Grâce à ce succès, nous disposons d’un socle solide pour engager l’étape suivante : le retour à la Haute Couture. Une telle décision nécessite d’être en mesure de mobiliser des ressources et des moyens importants. C’est le plus haut niveau d’exigence et d’excellence possible. C’est donc une question de respect, vis-à-vis de Cristóbal Balenciaga et de son héritage.


Cristóbal Balenciaga, crédit photo : Juan-Gyenes


Comment la vision créative de Demna Gvasalia s’articule-t-elle avec l’héritage de Cristóbal Balenciaga ?

Demna entretient une relation très spéciale avec Cristóbal Balenciaga. Dès ses premières collections, il a capté son esprit, en a fait une synthèse et une interprétation contemporaine. Il y a une véritable filiation entre eux. Pour autant, Demna ne verse jamais dans la nostalgie, ce qui est essentiel pour que la Couture reste en phase avec son époque tout en permettant à la Maison d’ouvrir un nouveau chapitre.

Un autre point commun est qu’ils proposent tous les deux une vision radicalement moderne de la mode. Il est vrai que sa nomination avait surpris certains observateurs. Mais il y a une grande cohérence entre l’univers créatif des deux créateurs. À son époque, Cristóbal proposait lui-même une approche très singulière de la mode, jouant volontiers avec les notions de beau et de laid, imaginant des proportions inattendues, expérimentant de nouvelles matières… Certains lui reprochaient d’être trop avant-gardiste.

L’univers de la Maison est ainsi composé de plusieurs facettes et la vision créative de Demna est parfaitement adaptée à cela.
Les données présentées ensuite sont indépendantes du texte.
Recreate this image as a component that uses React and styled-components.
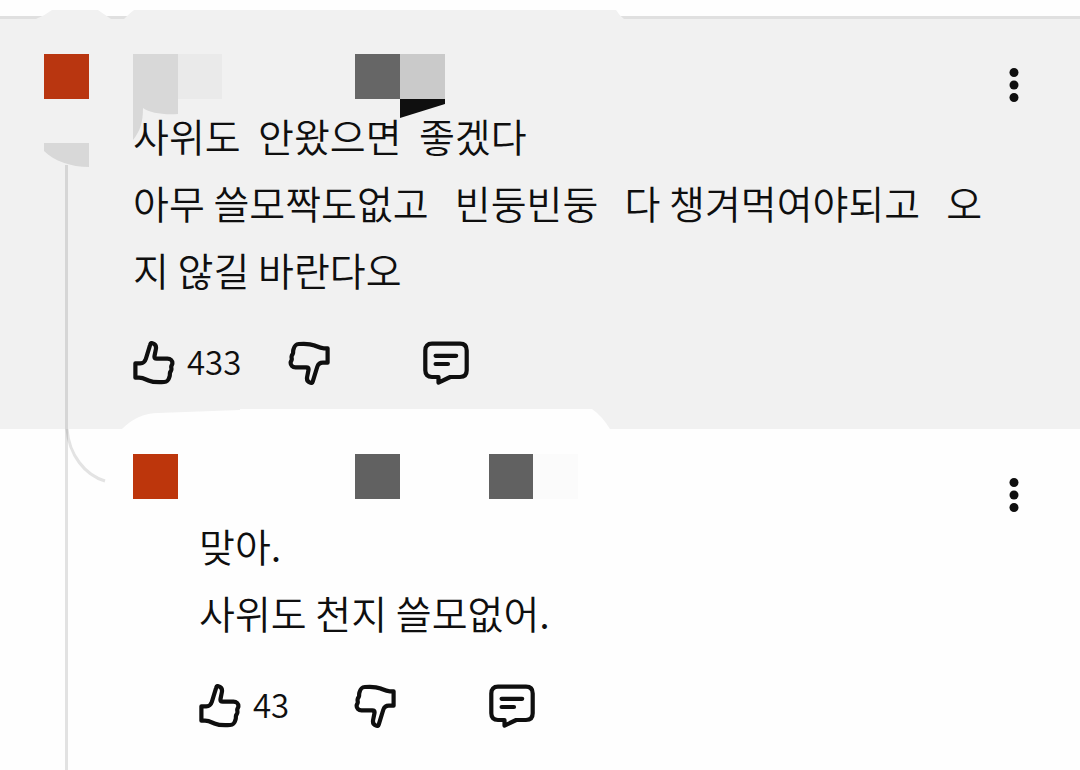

Il a cette capacité unique à faire se rencontrer la rue et la Couture, à combiner des esthétiques très conceptuelles et d’autres plus évidentes.


BALENCIAGA COUTURE


Au-delà de la vision créative, j’observe aussi des similitudes en termes d’approche : comme Cristóbal, Demna est un technicien hors pair. Ce n’est pas un « dessinateur » : il aime coudre, manier les vêtements, les déconstruire, plonger dans leur architecture. Je suis convaincu que cette filiation est centrale dans le succès que connait la Maison depuis la nomination de Demna.

C’est une autre raison pour laquelle le retour à la Haute Couture est un événement majeur : il va permettre de déployer plus encore la vision et l’univers créatif de Demna, et de démontrer, s’il en est encore besoin, la pluralité de son expertise et de sa maîtrise, s’exprimant du prêt-à-porter à la Couture.
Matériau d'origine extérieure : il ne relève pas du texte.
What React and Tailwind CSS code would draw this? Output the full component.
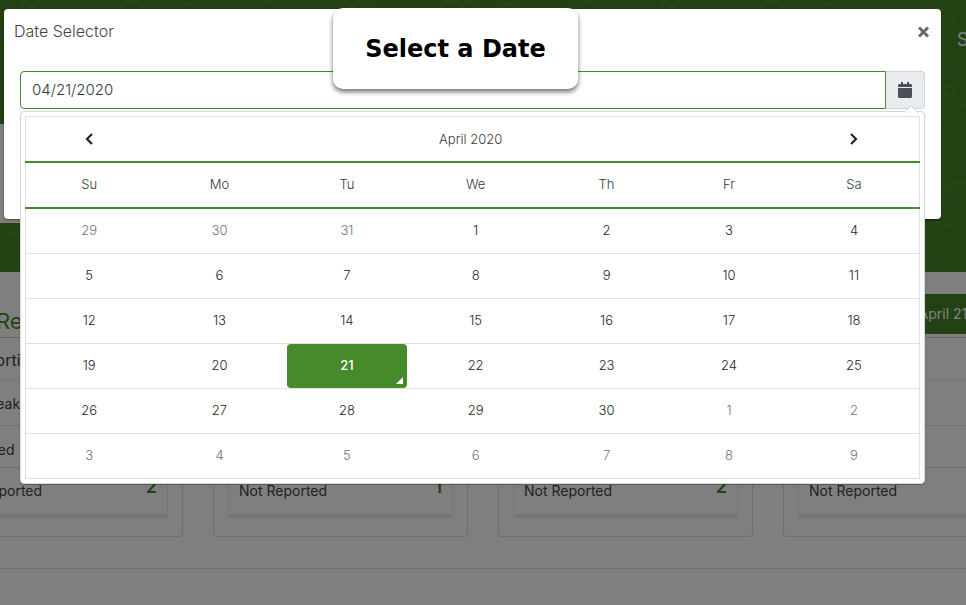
import React, { useState } from "react";

const weekdays = ["Su", "Mo", "Tu", "We", "Th", "Fr", "Sa"];

const weeks = [
  [29, 30, 31, 1, 2, 3, 4],
  [5, 6, 7, 8, 9, 10, 11],
  [12, 13, 14, 15, 16, 17, 18],
  [19, 20, 21, 22, 23, 24, 25],
  [26, 27, 28, 29, 30, 1, 2],
  [3, 4, 5, 6, 7, 8, 9],
];

const cards = [
  { id: "a", title: "Not Reporting", rows: ["Tea Break", "Reported"], count: 2 },
  { id: "b", rows: ["", ""], count: 1 },
  { id: "c", rows: ["", ""], count: 2 },
  { id: "d", rows: ["", ""] },
];

function isOutside(week, day) {
  return (week === 0 && day > 20) || (week > 3 && day < 15);
}

function HeroPattern() {
  return (
    <svg
      className="absolute inset-0 h-full w-full"
      fill="none"
      stroke="#5c9640"
      strokeOpacity="0.35"
      strokeWidth="2"
      aria-hidden="true"
    >
      <defs>
        <pattern id="food" width="320" height="272" patternUnits="userSpaceOnUse">
          <circle cx="32" cy="0" r="7" />
          <path d="M22 8C24-8 46-12 52 8M120 8c4-10 18-10 24 0M142 8c0-8 10-8 12-2M258 8c10-8 20-12 34-8M180 2c6 4 12 4 18 0" />
          <path d="M0 244c8-14 20-14 24 0s-10 30-20 26M2 232c8 4 14 0 20-4" />
        </pattern>
      </defs>
      <rect width="92%" height="100%" fill="url(#food)" stroke="none" />
      <svg x="100%" overflow="visible">
        <path d="M-38 4c6 8 28 4 26 14s-14 12-18 4M-20 76c-6-10 2-8 4-12 4 4 12 8 4 12-3 2-6 2-8 0M-21 86h9v9h-9zM0 106c-12-4-24 8-26 22M-25 174c8 0 20-4 25-12M-30 220l4 6h10v-8M-22 240c4-8 14-6 22-4M-34 262c4-14 12-4 14 6" />
        <circle cx="-6" cy="198" r="16" />
        <circle cx="-8" cy="196" r="10" strokeDasharray="3 3" />
      </svg>
    </svg>
  );
}

function ReportCard({ title, rows, count }) {
  return (
    <article className="w-[255px] shrink-0 rounded-b border-x border-b border-[#dfdfdf] px-[14px] pb-[18px]">
      <h3 className="-mx-2 h-[41px] text-base leading-[44px]">{title}</h3>
      <div className="rounded border border-b-4 border-[#ebebeb]">
        <p className="h-[46px] border-b border-[#dfdfdf] px-[10px] text-sm leading-[48px]">{rows[0]}</p>
        <p className="h-[42px] border-b border-[#dfdfdf] px-[10px] text-sm leading-[48px]">{rows[1]}</p>
        <div className="flex h-[46px] justify-between px-[10px]">
          <span className="text-sm leading-[46px]">Not Reported</span>
          <strong className="text-lg leading-[38px] font-semibold text-[#478a2b]">{count}</strong>
        </div>
      </div>
    </article>
  );
}

function Dashboard() {
  return (
    <div className="min-h-screen bg-white text-[#444]" aria-hidden="true">
      <header className="relative h-[272px] bg-[#478427] text-white">
        <HeroPattern />
        <div className="relative flex h-[124px] justify-end pt-7">
          <span className="w-[9px] text-lg leading-6 whitespace-nowrap">Sign out</span>
        </div>
        <div className="relative h-[99px] w-4/5 bg-white" />
      </header>
      <div className="mt-[22px] flex h-[44px] justify-between border-b border-[#c3d5ba]">
        <h2 className="-ml-1 pt-3 text-[22px] leading-[30px] text-[#478a2b]">Report</h2>
        <span className="-mr-[60px] h-10 bg-[#478427] px-4 text-sm leading-10 whitespace-nowrap text-white">
          April 21, 2020
        </span>
      </div>
      <div className="-ml-[72px] flex gap-[30px]">
        {cards.map(({ id, ...card }) => (
          <ReportCard key={id} {...card} />
        ))}
      </div>
      <hr className="mt-[31px] border-[#dfdfdf]" />
    </div>
  );
}

function Chevron({ d }) {
  return (
    <svg width="10" height="14" viewBox="0 0 10 14" fill="none" stroke="#212529" strokeWidth="2.2" className="mx-auto">
      <path d={d} />
    </svg>
  );
}

function Calendar({ selected, onSelect }) {
  return (
    <div className="absolute inset-x-0 top-full mt-[2px] rounded border border-[#d5d9dd] bg-white p-1 shadow-[0_1px_1px_rgba(0,0,0,0.3)]">
      <svg className="absolute -top-[7px] right-[6px]" width="14" height="8" viewBox="0 0 14 8">
        <path d="M0 7.5 7 1l7 6.5" fill="#fff" stroke="#ced4da" />
      </svg>
      <table className="w-full table-fixed border-collapse border border-[#dee2e6] text-center text-[13px] leading-5 font-light text-[#343a40]">
        <colgroup>
          <col className="w-[14.2%]" />
          <col className="w-[15%]" />
          <col className="w-[13.5%]" />
          <col className="w-[15.3%]" />
          <col className="w-[14%]" />
          <col className="w-[13.4%]" />
          <col className="w-[14.6%]" />
        </colgroup>
        <thead>
          <tr className="h-[45px] border-b-2 border-[#478a2b]">
            <th className="p-0">
              <button type="button" aria-label="Previous month" className="block w-full">
                <Chevron d="M8 2 3 7l5 5" />
              </button>
            </th>
            <th colSpan={5} className="p-0 font-light">April 2020</th>
            <th className="p-0">
              <button type="button" aria-label="Next month" className="block w-full">
                <Chevron d="m2 2 5 5-5 5" />
              </button>
            </th>
          </tr>
          <tr className="h-[46px] border-b-2 border-[#478a2b]">
            {weekdays.map((name) => (
              <th key={name} className="p-0 pb-px font-light">{name}</th>
            ))}
          </tr>
        </thead>
        <tbody>
          {weeks.map((week, w) => (
            <tr key={w} className="h-[45px] border-t border-[#dee2e6] first:border-t-2 first:border-t-[#478a2b]">
              {week.map((day) => {
                const outside = isOutside(w, day);
                const active = !outside && day === selected;
                return (
                  <td key={day} className="p-0">
                    <button
                      type="button"
                      onClick={() => onSelect(day)}
                      className={
                        active
                          ? "relative block h-11 w-full rounded bg-[#478a2b] pb-[2px] font-medium text-white"
                          : outside
                            ? "block h-11 w-full pb-[2px] text-[#6c757d]"
                            : "block h-11 w-full pb-[2px] text-[#212529]"
                      }
                    >
                      {day}
                      {active && (
                        <svg className="absolute right-1 bottom-1" width="7" height="7" viewBox="0 0 7 7">
                          <path d="M7 0v7H0z" fill="#fff" />
                        </svg>
                      )}
                    </button>
                  </td>
                );
              })}
            </tr>
          ))}
        </tbody>
      </table>
    </div>
  );
}

export default function App() {
  const [selected, setSelected] = useState(21);
  const value = "04/" + String(selected).padStart(2, "0") + "/2020";

  return (
    <div className="relative h-screen overflow-hidden font-['Inter','Liberation_Sans',sans-serif]">
      <Dashboard />
      <div className="absolute inset-0 bg-black/50" />
      <div className="absolute inset-x-0 top-0 pt-[9px] pr-[25px] pl-1">
        <section
          role="dialog"
          aria-labelledby="dialog-title"
          className="h-[210px] rounded bg-white shadow-[0_1px_2px_rgba(0,0,0,0.5)]"
        >
          <div className="flex h-[62px] items-start justify-between px-[10px] pt-[10px]">
            <h1 id="dialog-title" className="text-base leading-6 font-light text-[#444]">Date Selector</h1>
            <button type="button" aria-label="Close" className="p-[2px] pt-[7px]">
              <svg width="11" height="12" viewBox="0 0 11 12" stroke="#666" strokeWidth="3">
                <path d="m1 1.5 9 9m0-9-9 9" />
              </svg>
            </button>
          </div>
          <div className="relative mx-4">
            <div className="flex h-[38px]">
              <input
                aria-label="Date"
                readOnly
                value={value}
                className="min-w-0 flex-1 rounded-l border border-[#478a2b] bg-white px-[11px] text-[15px] font-light text-[#343a40] outline-none"
              />
              <button
                type="button"
                aria-label="Open calendar"
                className="flex w-[39px] items-center justify-center rounded-r border border-l-0 border-[#ced4da] bg-[#e9ecef]"
              >
                <svg width="14" height="16" viewBox="0 0 448 512" fill="#495057">
                  <path d="M0 464c0 26.500 21.500 48 48 48h352c26.500 0 48-21.500 48-48V192H0zM448 160v-48c0-26.500-21.500-48-48-48h-48V12c0-6.600-5.400-12-12-12h-40c-6.600 0-12 5.400-12 12v52H160V12c0-6.600-5.400-12-12-12h-40c-6.600 0-12 5.400-12 12v52H48C21.500 64 0 85.500 0 112v48z" />
                </svg>
              </button>
            </div>
            <Calendar selected={selected} onSelect={setSelected} />
          </div>
        </section>
      </div>
      <div className="absolute top-2 left-[333px] flex h-[81px] w-[245px] items-center justify-center rounded-[10px] bg-white font-['DejaVu_Sans',sans-serif] text-2xl font-bold text-black shadow-[0_3px_5px_rgba(0,0,0,0.55)]">
        Select a Date
      </div>
    </div>
  );
}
Sur le plan opérationnel, quelles ressources, quelles expertises et quelle organisation avez-vous mis en place pour assurer le lancement de l’activité Haute Couture ?
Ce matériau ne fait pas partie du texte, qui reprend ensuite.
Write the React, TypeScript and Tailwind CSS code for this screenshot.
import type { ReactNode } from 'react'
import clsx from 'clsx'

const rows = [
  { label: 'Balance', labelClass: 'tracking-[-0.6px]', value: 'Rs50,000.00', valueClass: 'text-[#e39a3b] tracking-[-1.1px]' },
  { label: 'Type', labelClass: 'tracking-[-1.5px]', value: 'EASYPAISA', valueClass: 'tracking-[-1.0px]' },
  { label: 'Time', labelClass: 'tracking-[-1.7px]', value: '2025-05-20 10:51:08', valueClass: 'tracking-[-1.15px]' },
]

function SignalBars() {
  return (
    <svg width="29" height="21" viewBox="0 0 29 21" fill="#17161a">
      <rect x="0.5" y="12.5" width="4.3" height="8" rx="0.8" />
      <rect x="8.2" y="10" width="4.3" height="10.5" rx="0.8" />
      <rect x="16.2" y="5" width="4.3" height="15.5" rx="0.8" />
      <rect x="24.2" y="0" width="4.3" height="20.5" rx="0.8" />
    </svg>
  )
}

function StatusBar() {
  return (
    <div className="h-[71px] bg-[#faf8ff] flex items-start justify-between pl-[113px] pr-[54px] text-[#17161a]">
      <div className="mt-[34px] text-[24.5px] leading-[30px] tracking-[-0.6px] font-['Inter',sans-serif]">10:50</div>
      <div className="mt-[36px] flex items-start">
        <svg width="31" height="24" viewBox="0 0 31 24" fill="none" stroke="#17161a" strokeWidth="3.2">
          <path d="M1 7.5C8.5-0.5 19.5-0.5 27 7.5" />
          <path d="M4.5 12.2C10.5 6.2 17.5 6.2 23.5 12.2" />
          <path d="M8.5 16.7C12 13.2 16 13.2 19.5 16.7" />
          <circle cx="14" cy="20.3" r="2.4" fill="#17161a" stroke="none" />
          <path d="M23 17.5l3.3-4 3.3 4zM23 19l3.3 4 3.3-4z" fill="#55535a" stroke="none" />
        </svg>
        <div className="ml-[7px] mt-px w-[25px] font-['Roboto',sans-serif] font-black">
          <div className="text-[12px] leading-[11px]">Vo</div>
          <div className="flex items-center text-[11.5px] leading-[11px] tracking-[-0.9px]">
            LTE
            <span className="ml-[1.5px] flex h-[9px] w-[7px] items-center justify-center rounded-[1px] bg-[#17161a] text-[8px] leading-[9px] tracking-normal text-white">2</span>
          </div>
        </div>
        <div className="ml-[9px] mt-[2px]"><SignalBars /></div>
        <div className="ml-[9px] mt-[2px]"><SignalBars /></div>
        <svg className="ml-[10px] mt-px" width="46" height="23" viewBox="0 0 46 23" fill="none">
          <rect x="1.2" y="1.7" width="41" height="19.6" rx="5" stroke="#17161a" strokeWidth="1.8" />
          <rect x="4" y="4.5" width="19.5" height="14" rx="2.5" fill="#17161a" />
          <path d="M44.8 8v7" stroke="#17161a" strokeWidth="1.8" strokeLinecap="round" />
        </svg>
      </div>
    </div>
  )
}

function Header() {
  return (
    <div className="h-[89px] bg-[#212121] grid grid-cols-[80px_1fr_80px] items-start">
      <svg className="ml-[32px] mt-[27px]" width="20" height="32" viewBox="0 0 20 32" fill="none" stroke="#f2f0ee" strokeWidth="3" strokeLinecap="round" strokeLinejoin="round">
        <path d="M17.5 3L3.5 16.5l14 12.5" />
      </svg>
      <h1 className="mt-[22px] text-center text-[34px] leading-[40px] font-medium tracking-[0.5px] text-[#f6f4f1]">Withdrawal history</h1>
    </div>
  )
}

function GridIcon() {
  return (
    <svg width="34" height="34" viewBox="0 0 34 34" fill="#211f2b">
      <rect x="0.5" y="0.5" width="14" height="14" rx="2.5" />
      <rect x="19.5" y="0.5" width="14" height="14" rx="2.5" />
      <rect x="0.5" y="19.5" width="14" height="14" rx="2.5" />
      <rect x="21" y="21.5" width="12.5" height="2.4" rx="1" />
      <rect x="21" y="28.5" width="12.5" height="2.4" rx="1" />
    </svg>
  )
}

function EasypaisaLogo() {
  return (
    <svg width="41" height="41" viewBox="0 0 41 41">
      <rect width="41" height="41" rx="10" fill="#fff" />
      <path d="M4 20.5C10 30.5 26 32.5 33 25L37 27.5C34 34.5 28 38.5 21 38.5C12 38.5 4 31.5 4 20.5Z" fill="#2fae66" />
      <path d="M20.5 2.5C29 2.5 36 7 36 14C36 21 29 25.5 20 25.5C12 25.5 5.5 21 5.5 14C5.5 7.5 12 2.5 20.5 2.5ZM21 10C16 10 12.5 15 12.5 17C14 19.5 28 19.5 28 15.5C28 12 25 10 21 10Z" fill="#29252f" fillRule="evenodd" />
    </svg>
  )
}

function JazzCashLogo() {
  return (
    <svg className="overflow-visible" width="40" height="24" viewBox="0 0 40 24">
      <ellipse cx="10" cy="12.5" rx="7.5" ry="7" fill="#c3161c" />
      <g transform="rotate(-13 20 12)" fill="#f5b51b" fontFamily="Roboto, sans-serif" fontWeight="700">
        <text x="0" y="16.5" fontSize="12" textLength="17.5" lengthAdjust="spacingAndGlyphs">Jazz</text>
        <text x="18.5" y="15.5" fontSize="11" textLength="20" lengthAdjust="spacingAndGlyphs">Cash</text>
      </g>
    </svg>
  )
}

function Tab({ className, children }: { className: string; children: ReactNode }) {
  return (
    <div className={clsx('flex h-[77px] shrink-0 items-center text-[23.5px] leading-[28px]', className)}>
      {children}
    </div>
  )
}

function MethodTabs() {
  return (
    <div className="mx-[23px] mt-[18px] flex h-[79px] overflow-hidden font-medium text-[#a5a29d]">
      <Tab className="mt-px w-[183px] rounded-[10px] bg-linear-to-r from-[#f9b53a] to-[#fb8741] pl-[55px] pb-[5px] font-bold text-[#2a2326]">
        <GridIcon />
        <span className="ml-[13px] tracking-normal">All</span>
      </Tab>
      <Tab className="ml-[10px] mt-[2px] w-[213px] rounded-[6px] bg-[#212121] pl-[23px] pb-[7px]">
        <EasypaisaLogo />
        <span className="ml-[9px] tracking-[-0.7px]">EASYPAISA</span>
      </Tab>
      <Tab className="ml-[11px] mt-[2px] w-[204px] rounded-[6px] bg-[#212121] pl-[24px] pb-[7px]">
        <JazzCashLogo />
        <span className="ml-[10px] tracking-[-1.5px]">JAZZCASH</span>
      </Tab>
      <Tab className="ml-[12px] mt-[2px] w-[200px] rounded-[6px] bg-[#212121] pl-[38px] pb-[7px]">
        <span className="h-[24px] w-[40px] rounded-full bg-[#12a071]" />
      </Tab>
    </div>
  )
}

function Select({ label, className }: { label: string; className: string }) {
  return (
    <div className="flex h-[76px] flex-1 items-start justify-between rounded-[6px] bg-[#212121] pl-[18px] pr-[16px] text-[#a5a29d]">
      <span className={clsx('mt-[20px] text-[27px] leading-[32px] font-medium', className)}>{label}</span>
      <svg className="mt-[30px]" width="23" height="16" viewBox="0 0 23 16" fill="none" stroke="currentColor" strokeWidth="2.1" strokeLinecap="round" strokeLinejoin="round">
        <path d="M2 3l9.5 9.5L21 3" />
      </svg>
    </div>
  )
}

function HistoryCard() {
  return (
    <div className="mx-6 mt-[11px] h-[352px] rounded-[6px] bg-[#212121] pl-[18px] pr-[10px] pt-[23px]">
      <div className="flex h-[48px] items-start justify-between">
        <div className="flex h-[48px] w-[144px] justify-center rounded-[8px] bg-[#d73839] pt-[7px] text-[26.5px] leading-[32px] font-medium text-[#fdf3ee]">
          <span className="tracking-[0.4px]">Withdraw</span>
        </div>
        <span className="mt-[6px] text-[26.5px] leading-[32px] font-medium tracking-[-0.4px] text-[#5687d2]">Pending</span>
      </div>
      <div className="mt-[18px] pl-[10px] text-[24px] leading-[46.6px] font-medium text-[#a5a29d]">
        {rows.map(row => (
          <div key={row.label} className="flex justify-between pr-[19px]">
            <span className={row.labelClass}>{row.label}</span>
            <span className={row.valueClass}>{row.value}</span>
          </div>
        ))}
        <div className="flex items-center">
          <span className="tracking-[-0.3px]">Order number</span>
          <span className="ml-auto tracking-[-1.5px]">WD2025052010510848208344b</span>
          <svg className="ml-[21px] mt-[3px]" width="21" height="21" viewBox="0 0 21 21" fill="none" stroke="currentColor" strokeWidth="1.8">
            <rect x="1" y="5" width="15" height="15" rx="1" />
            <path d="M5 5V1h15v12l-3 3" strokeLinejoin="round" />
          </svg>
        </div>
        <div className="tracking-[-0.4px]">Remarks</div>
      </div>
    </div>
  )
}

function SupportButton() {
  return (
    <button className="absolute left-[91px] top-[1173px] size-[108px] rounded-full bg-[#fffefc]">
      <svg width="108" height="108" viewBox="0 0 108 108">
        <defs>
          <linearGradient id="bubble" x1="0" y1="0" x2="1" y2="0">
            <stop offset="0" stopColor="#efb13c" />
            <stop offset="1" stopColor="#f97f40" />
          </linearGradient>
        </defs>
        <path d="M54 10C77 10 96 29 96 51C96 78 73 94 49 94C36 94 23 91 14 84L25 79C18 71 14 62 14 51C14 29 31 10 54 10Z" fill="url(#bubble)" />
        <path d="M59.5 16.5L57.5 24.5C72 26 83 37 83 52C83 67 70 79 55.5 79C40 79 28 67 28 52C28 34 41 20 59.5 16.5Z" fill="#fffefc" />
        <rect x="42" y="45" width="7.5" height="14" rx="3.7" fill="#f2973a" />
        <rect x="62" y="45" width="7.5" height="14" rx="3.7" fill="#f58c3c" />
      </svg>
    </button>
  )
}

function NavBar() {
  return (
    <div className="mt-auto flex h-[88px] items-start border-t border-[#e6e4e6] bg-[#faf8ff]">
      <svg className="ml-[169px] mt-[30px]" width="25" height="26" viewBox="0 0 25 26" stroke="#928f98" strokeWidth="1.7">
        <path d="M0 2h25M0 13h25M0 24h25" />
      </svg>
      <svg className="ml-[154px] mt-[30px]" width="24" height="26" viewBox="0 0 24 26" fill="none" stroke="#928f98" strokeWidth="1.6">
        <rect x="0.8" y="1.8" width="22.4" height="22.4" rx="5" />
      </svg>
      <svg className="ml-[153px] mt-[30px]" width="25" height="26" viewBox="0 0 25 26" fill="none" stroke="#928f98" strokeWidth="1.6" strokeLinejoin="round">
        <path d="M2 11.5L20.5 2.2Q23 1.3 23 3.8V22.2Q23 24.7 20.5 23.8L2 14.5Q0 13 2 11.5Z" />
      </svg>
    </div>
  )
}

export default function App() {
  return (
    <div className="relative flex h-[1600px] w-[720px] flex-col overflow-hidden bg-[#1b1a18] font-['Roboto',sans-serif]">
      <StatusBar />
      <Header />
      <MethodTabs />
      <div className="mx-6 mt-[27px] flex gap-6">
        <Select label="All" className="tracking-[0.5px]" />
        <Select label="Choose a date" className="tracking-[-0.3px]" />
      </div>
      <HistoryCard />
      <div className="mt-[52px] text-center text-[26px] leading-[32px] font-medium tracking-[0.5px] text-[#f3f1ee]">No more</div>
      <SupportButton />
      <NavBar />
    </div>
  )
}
D’abord, la Haute Couture obéit à des règles très strictes – c’est le prix de l’excellence. Nous nous y sommes évidemment conformés, en recherchant et en recrutant les compétences et ressources nécessaires, en constituant les équipes dédiées et en sollicitant les meilleurs artisans pour préparer cette collection.

Ensuite, nous avons, naturellement, souhaité nous inscrire dans la continuité et le respect de notre patrimoine. C’est pourquoi nous avons décidé d’installer le salon au 10, avenue George V, là même où Cristóbal avait situé sa Maison lorsqu’il a quitté l’Espagne pour Paris, en 1937, et là où il a présenté la totalité de ses collections. À l’étage, nous avons reconstitué le salon à l’identique, et au rez-de-chaussée, nous avons installé des espaces d’exposition afin de rendre hommage à notre fondateur. On peut y voir ses ciseaux, sa blouse, des photos d’archive… Il ne s’agit pas d’être nostalgique, mais de mettre en valeur nos origines, notre patrimoine, parce que nous en sommes fiers et parce qu’il est profondément inspirant. On peut concilier l’attachement à son patrimoine et la soif d’innovation.



En quoi la Haute Couture permet-elle à la Maison d’avoir de nouvelles ambitions ?

La Haute Couture, c’est la créativité, le savoir-faire et l’innovation portés à leur paroxysme. C’est un formidable laboratoire pour expérimenter et innover, avec, sans aucun doute, une logique d’inspiration envers nos autres collections.

Ce sont aussi des moyens incomparables, une temporalité et un degré d’exigence qu’on ne trouve nulle part ailleurs – avec, en conséquence, de véritables chefs-d’œuvre.

En offrant un nouveau terrain d’expression à la vision de Demna Gvasalia, en associant savoir-faire originels et vision créative moderne, les collections de Haute Couture vont enrichir notre discours, nous permettant de présenter notre univers de manière plus élaborée, plus complète, plus créative encore, auprès des personnes qui nous connaissent déjà comme de nouvelles audiences. Cette collection va sans doute permettre à de nombreux passionnés de la Maison de mieux comprendre et apprécier son patrimoine. Nous vivons un moment décisif de l’histoire de Balenciaga. C’est à la fois un retour aux sources et une projection dans l’avenir. Et cela marque nos ambitions très élevées pour le développement de la Maison dans les années à venir.